Tuesday, July 04, 2006

Types of steel

Alloy steels were known from antiquity, being nickel-rich iron from meteorites hot-worked into useful products. In a modern sense, alloy steels have been made since the invention of furnaces capable of melting iron, into which other metals could be thrown and mixed.

Historic types

* Damascus steel, which was famous in ancient times for its durability and ability to hold an edge, was created from a number of different materials (some only in traces), essentially a complicated alloy with iron as main component.
* Blister steel - steel produced by the cementation process
* Crucible steel - steel produced by Benjamin Huntsman's crucible technique
* Styrian Steel, also called 'German steel' or 'Cullen steel' (being traded through Cologne) was made in Styria in Austria by fining cast iron from certain manganese-rich ores.
* Shear steel was blister steel that was broken up, faggotted, heated and welded to produce a more homogeneous product.

Contemporary Steel

* Carbon steel, of which mild steel is one type.
* Stainless steels and surgical stainless steels contain a minimum of 10.5% chromium, often combined with nickel, to resist corrosion (rust).
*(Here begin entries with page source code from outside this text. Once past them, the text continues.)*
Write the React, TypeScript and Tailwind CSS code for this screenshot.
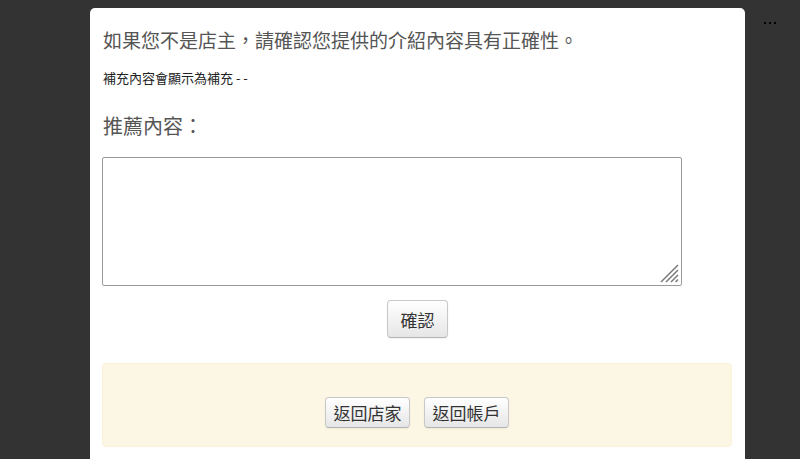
const cjk = "font-['Noto_Sans_CJK_TC','Noto_Sans',sans-serif]";

function Btn({ label, className }: { label: string; className: string }) {
  return (
    <button
      className={`${cjk} ${className} flex items-center justify-center rounded-[4px] border border-[#c8c8c8] border-b-[#b3b3b3] bg-gradient-to-b from-white to-[#e6e6e6] text-[#333] leading-none shadow-[inset_0_1px_0_rgba(255,255,255,0.2),0_1px_2px_rgba(0,0,0,0.05)]`}
    >
      {label}
    </button>
  );
}

export default function App() {
  return (
    <div className="w-full h-[459px] bg-[#333333] overflow-hidden flex items-start">
      {/* modal */}
      <div className={`${cjk} ml-[90px] mt-[8px] w-[655px] h-[460px] bg-white rounded-t-[5px] px-[12px] pt-[18px] flex flex-col`}>
        <h2 className="text-[19px] leading-[28px] text-[#555] pl-[1px] font-normal">
          如果您不是店主，請確認您提供的介紹內容具有正確性。
        </h2>
        <p className="mt-[15px] text-[13px] leading-[18px] text-[#222] pl-[1px]">補充內容會顯示為補充 - -</p>
        <h3 className="mt-[25px] text-[20px] leading-[28px] text-[#555] pl-[1px] font-normal">推薦內容：</h3>
        <div className="relative mt-[17px] w-[580px] h-[129px]">
          <textarea className="block w-full h-full border border-[#9a9a9a] rounded-[2px] bg-white resize-none" />
          {/* resize grip */}
          <svg className="absolute right-[3px] bottom-[3px] pointer-events-none" width="19" height="19" viewBox="0 0 19 19">
            <g stroke="#777" strokeWidth="1.4">
              <line x1="18" y1="1" x2="1" y2="18" />
              <line x1="18" y1="6" x2="6" y2="18" />
              <line x1="18" y1="11" x2="11" y2="18" />
              <line x1="18" y1="15.5" x2="15.5" y2="18" />
            </g>
          </svg>
        </div>
        <div className="mt-[14px] flex justify-center">
          <Btn label="確認" className="w-[61px] h-[38px] text-[17px]" />
        </div>
        {/* warning box */}
        <div className="mt-[25px] w-[630px] h-[84px] rounded-[4px] bg-[#fcf7e4] border border-[#fbf0d8] pt-[33px] flex justify-center gap-[14px]">
          <Btn label="返回店家" className="w-[85px] h-[31px] text-[17px]" />
          <Btn label="返回帳戶" className="w-[85px] h-[31px] text-[17px]" />
        </div>
      </div>
      {/* menu dots */}
      <div className="ml-[19px] mt-[22px] flex gap-[3px]">
        <span className="w-[2px] h-[2px] bg-black" />
        <span className="w-[2px] h-[2px] bg-black" />
        <span className="w-[2px] h-[2px] bg-black" />
      </div>
    </div>
  );
}
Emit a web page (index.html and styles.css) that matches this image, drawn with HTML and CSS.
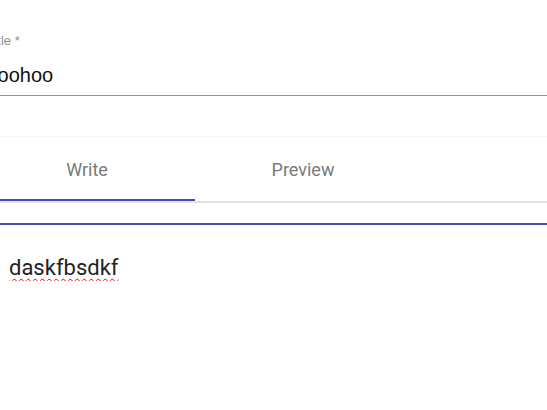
FILE: index.html
```html
<!DOCTYPE html>
<html>
<head>
<meta charset="utf-8">
<link rel="stylesheet" href="styles.css">
</head>
<body>
<div class="page">
  <div class="field">
    <label class="field-label">Title *</label>
    <div class="field-input">Woohoo</div>
  </div>
  <div class="tabs">
    <div class="tab tab-active">Write</div>
    <div class="tab">Preview</div>
  </div>
  <div class="editor">
    <div class="editor-text"><span class="misspelled">daskfbsdkf</span></div>
  </div>
</div>
</body>
</html>
```
FILE: styles.css
```css
html, body {
  margin: 0;
  padding: 0;
  background: #ffffff;
  overflow: hidden;
}
.page {
  margin-left: -21px;
  width: 568px;
}
.field {
  padding-top: 33px;
}
.field-label {
  display: block;
  font-family: "Liberation Sans", Arial, sans-serif;
  font-size: 13px;
  line-height: 16px;
  color: #8f8f8f;
  padding-left: 8px;
}
.field-input {
  font-family: "Liberation Sans", Arial, sans-serif;
  font-size: 20px;
  line-height: 24px;
  color: #111;
  padding: 14px 0 8px 0;
  border-bottom: 1px solid #949494;
}
.tabs {
  display: flex;
  margin-top: 40px;
  border-top: 1px solid #f5f5f5;
  border-bottom: 2px solid #e3e3e3;
}
.tab {
  width: 216px;
  height: 64px;
  box-sizing: border-box;
  display: flex;
  align-items: center;
  justify-content: center;
  font-family: Roboto, "Liberation Sans", sans-serif;
  font-size: 18px;
  color: #7a7a7a;
}
.tab-active {
  border-bottom: 2px solid #3f51b5;
  padding-top: 2px;
}
.editor {
  margin-top: 20px;
  border-top: 2px solid #3f51b5;
  padding: 30px 0 0 30px;
}
.editor-text {
  font-family: Roboto, "Liberation Sans", sans-serif;
  font-size: 22px;
  line-height: 26px;
  color: #222;
}
.misspelled {
  text-decoration-line: underline;
  text-decoration-style: wavy;
  text-decoration-color: #ff0000;
  text-decoration-thickness: 1px;
  text-underline-offset: 3px;
  text-decoration-skip-ink: none;
}
```
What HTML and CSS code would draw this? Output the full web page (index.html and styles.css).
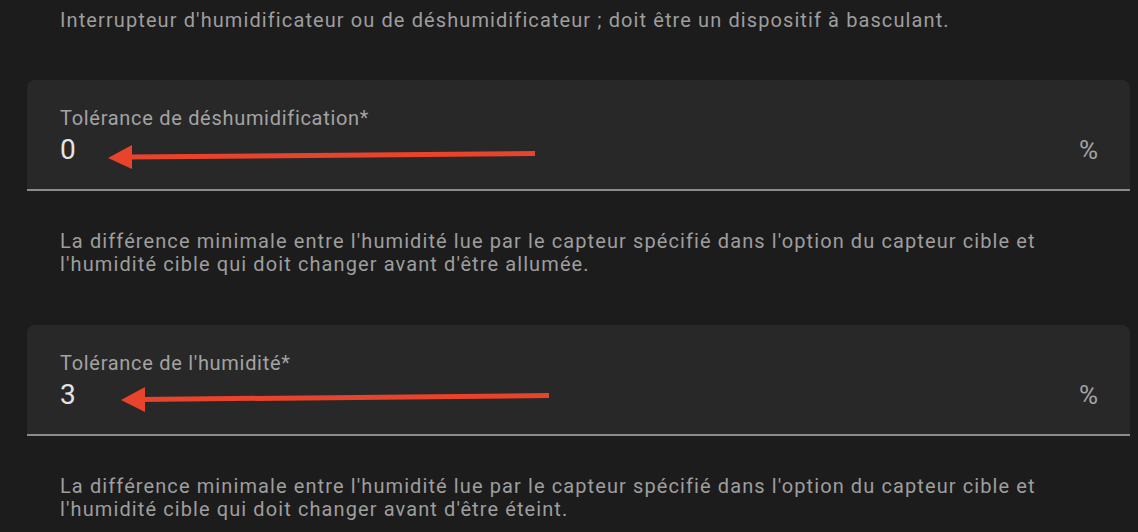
FILE: index.html
```html
<!DOCTYPE html>
<html lang="fr">
<head>
    <meta charset="UTF-8">
    <meta name="viewport" content="width=device-width, initial-scale=1.0">
    <title>Hygrostat</title>
    <link rel="stylesheet" href="styles.css">
</head>
<body>

    <div class="form">
        <p class="helper helper-first">Interrupteur d'humidificateur ou de déshumidificateur ; doit être un dispositif à basculant.</p>

        <!-- Dry tolerance -->
        <div class="field">
            <span class="field-label">Tolérance de déshumidification*</span>
            <div class="field-row">
                <span class="field-value">0</span>
                <span class="field-suffix">%</span>
            </div>
            <svg class="arrow" width="1100" height="111" viewBox="0 0 1100 111">
                <line x1="508" y1="73.5" x2="100" y2="77" stroke="#e8432b" stroke-width="5"/>
                <polygon points="81,78 105,65 105,89" fill="#e8432b"/>
            </svg>
        </div>
        <p class="helper">La différence minimale entre l'humidité lue par le capteur spécifié dans l'option du capteur cible et l'humidité cible qui doit changer avant d'être allumée.</p>

        <!-- Wet tolerance -->
        <div class="field">
            <span class="field-label">Tolérance de l'humidité*</span>
            <div class="field-row">
                <span class="field-value">3</span>
                <span class="field-suffix">%</span>
            </div>
            <svg class="arrow" width="1100" height="111" viewBox="0 0 1100 111">
                <line x1="522" y1="70.5" x2="112" y2="74.5" stroke="#e8432b" stroke-width="5"/>
                <polygon points="94,75 118,62 118,87" fill="#e8432b"/>
            </svg>
        </div>
        <p class="helper">La différence minimale entre l'humidité lue par le capteur spécifié dans l'option du capteur cible et l'humidité cible qui doit changer avant d'être éteint.</p>
    </div>

</body>
</html>
```

FILE: styles.css
```css
body, html {
    margin: 0;
    padding: 0;
    width: 100%;
    height: 100%;
    overflow: hidden;
}

body {
    background-color: #1c1c1c;
    font-family: Roboto, "Noto Sans", sans-serif;
}

.form {
    padding: 9px 8px 0 27px;
}

.helper {
    margin: 39px 0 49px 0;
    padding-left: 33px;
    padding-right: 32px;
    font-size: 20px;
    line-height: 23px;
    letter-spacing: 1.1px;
    color: #9e9e9e;
}

.helper-first {
    margin-top: 0;
    margin-bottom: 48px;
}

.field {
    position: relative;
    height: 109px;
    box-sizing: content-box;
    padding: 0 32px 0 33px;
    background-color: #282828;
    border-radius: 8px 8px 0 0;
    border-bottom: 2px solid #8b8b8b;
    display: flex;
    flex-direction: column;
}

.field-label {
    margin-top: 26px;
    font-size: 20px;
    line-height: 24px;
    letter-spacing: 0.7px;
    color: #a3a3a3;
}

.field-row {
    margin-top: 4px;
    display: flex;
    justify-content: space-between;
    align-items: baseline;
}

.field-value {
    font-size: 28px;
    line-height: 32px;
    color: #e3e3e3;
}

.field-suffix {
    font-size: 26px;
    line-height: 32px;
    color: #a3a3a3;
}

.arrow {
    position: absolute;
    top: 0;
    left: 0;
}
```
Some stainless steels are nonmagnetic.
* Tool steels
* HSLA steel (high strength, low alloy)
* Advanced High Strength Steels
o Complex Phase Steel
o Dual Phase Steel
o TRIP steel
o TWIP steel
o Maraging steel
* Ferrous superalloys
* Hatfield steel or Manganese steel, this contains 12-14% manganese which when abraded forms an incredibly hard skin which resists wearing. Some examples are tank tracks, bulldozer blade edges and cutting blades on the jaws of life.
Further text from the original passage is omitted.